* begin GIVEN DATA *
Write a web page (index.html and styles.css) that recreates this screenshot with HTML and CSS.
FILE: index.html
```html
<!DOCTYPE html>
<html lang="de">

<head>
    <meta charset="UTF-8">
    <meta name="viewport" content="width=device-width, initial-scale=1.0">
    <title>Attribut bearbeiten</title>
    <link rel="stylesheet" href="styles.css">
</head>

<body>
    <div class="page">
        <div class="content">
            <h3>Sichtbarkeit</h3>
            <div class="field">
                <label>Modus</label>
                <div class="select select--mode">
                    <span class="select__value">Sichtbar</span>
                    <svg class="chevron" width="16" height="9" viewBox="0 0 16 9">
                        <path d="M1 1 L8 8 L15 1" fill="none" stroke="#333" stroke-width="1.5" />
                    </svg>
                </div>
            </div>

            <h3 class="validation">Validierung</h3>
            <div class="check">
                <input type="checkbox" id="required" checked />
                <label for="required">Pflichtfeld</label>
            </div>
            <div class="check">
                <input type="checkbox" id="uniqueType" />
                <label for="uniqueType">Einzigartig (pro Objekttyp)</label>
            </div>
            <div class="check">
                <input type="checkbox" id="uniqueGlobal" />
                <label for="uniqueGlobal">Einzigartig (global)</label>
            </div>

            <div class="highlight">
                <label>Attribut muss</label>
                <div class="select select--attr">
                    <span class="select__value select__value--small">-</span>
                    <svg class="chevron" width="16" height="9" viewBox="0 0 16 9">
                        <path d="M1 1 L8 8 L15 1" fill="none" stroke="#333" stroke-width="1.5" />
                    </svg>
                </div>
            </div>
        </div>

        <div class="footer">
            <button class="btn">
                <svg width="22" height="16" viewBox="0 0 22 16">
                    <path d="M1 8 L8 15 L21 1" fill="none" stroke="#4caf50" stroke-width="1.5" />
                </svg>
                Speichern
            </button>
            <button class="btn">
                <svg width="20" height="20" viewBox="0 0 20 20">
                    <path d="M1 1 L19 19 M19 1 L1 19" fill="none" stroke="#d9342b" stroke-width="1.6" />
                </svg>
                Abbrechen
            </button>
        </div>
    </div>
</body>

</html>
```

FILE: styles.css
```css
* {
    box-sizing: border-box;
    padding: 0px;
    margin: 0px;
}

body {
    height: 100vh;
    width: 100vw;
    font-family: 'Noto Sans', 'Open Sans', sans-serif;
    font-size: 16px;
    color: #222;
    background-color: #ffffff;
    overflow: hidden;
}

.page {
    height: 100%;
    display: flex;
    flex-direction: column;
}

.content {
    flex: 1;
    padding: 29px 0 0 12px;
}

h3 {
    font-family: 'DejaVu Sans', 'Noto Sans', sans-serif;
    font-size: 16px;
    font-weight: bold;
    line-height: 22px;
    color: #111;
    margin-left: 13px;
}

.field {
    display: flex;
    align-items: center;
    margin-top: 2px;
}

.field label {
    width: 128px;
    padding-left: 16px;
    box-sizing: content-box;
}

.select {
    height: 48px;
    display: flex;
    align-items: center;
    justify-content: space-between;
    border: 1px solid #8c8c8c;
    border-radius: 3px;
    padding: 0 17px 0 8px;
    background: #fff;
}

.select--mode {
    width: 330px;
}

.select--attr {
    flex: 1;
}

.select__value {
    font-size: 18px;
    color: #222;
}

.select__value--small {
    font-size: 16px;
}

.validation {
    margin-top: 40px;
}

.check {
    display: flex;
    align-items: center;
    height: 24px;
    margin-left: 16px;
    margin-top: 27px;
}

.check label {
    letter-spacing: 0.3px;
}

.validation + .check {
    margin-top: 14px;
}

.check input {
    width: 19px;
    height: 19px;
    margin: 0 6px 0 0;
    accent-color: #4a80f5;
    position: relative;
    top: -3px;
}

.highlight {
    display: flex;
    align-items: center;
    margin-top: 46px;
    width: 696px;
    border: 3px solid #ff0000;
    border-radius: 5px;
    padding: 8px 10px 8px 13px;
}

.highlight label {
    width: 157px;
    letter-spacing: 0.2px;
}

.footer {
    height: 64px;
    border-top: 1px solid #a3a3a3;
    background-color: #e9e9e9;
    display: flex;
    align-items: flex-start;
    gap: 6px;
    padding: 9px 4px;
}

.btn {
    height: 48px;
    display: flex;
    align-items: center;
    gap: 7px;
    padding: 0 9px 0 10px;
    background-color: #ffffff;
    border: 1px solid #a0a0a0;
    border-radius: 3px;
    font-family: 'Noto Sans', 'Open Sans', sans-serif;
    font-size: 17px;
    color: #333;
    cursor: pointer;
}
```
* end GIVEN DATA *
→ **WHAT THE TASK REQUIRES**
Print the whole listing again, exactly.

→ **REPLY TO THE TASK**
Write a web page (index.html and styles.css) that recreates this screenshot with HTML and CSS.
FILE: index.html
```html
<!DOCTYPE html>
<html lang="de">

<head>
    <meta charset="UTF-8">
    <meta name="viewport" content="width=device-width, initial-scale=1.0">
    <title>Attribut bearbeiten</title>
    <link rel="stylesheet" href="styles.css">
</head>

<body>
    <div class="page">
        <div class="content">
            <h3>Sichtbarkeit</h3>
            <div class="field">
                <label>Modus</label>
                <div class="select select--mode">
                    <span class="select__value">Sichtbar</span>
                    <svg class="chevron" width="16" height="9" viewBox="0 0 16 9">
                        <path d="M1 1 L8 8 L15 1" fill="none" stroke="#333" stroke-width="1.5" />
                    </svg>
                </div>
            </div>

            <h3 class="validation">Validierung</h3>
            <div class="check">
                <input type="checkbox" id="required" checked />
                <label for="required">Pflichtfeld</label>
            </div>
            <div class="check">
                <input type="checkbox" id="uniqueType" />
                <label for="uniqueType">Einzigartig (pro Objekttyp)</label>
            </div>
            <div class="check">
                <input type="checkbox" id="uniqueGlobal" />
                <label for="uniqueGlobal">Einzigartig (global)</label>
            </div>

            <div class="highlight">
                <label>Attribut muss</label>
                <div class="select select--attr">
                    <span class="select__value select__value--small">-</span>
                    <svg class="chevron" width="16" height="9" viewBox="0 0 16 9">
                        <path d="M1 1 L8 8 L15 1" fill="none" stroke="#333" stroke-width="1.5" />
                    </svg>
                </div>
            </div>
        </div>

        <div class="footer">
            <button class="btn">
                <svg width="22" height="16" viewBox="0 0 22 16">
                    <path d="M1 8 L8 15 L21 1" fill="none" stroke="#4caf50" stroke-width="1.5" />
                </svg>
                Speichern
            </button>
            <button class="btn">
                <svg width="20" height="20" viewBox="0 0 20 20">
                    <path d="M1 1 L19 19 M19 1 L1 19" fill="none" stroke="#d9342b" stroke-width="1.6" />
                </svg>
                Abbrechen
            </button>
        </div>
    </div>
</body>

</html>
```

FILE: styles.css
```css
* {
    box-sizing: border-box;
    padding: 0px;
    margin: 0px;
}

body {
    height: 100vh;
    width: 100vw;
    font-family: 'Noto Sans', 'Open Sans', sans-serif;
    font-size: 16px;
    color: #222;
    background-color: #ffffff;
    overflow: hidden;
}

.page {
    height: 100%;
    display: flex;
    flex-direction: column;
}

.content {
    flex: 1;
    padding: 29px 0 0 12px;
}

h3 {
    font-family: 'DejaVu Sans', 'Noto Sans', sans-serif;
    font-size: 16px;
    font-weight: bold;
    line-height: 22px;
    color: #111;
    margin-left: 13px;
}

.field {
    display: flex;
    align-items: center;
    margin-top: 2px;
}

.field label {
    width: 128px;
    padding-left: 16px;
    box-sizing: content-box;
}

.select {
    height: 48px;
    display: flex;
    align-items: center;
    justify-content: space-between;
    border: 1px solid #8c8c8c;
    border-radius: 3px;
    padding: 0 17px 0 8px;
    background: #fff;
}

.select--mode {
    width: 330px;
}

.select--attr {
    flex: 1;
}

.select__value {
    font-size: 18px;
    color: #222;
}

.select__value--small {
    font-size: 16px;
}

.validation {
    margin-top: 40px;
}

.check {
    display: flex;
    align-items: center;
    height: 24px;
    margin-left: 16px;
    margin-top: 27px;
}

.check label {
    letter-spacing: 0.3px;
}

.validation + .check {
    margin-top: 14px;
}

.check input {
    width: 19px;
    height: 19px;
    margin: 0 6px 0 0;
    accent-color: #4a80f5;
    position: relative;
    top: -3px;
}

.highlight {
    display: flex;
    align-items: center;
    margin-top: 46px;
    width: 696px;
    border: 3px solid #ff0000;
    border-radius: 5px;
    padding: 8px 10px 8px 13px;
}

.highlight label {
    width: 157px;
    letter-spacing: 0.2px;
}

.footer {
    height: 64px;
    border-top: 1px solid #a3a3a3;
    background-color: #e9e9e9;
    display: flex;
    align-items: flex-start;
    gap: 6px;
    padding: 9px 4px;
}

.btn {
    height: 48px;
    display: flex;
    align-items: center;
    gap: 7px;
    padding: 0 9px 0 10px;
    background-color: #ffffff;
    border: 1px solid #a0a0a0;
    border-radius: 3px;
    font-family: 'Noto Sans', 'Open Sans', sans-serif;
    font-size: 17px;
    color: #333;
    cursor: pointer;
}
```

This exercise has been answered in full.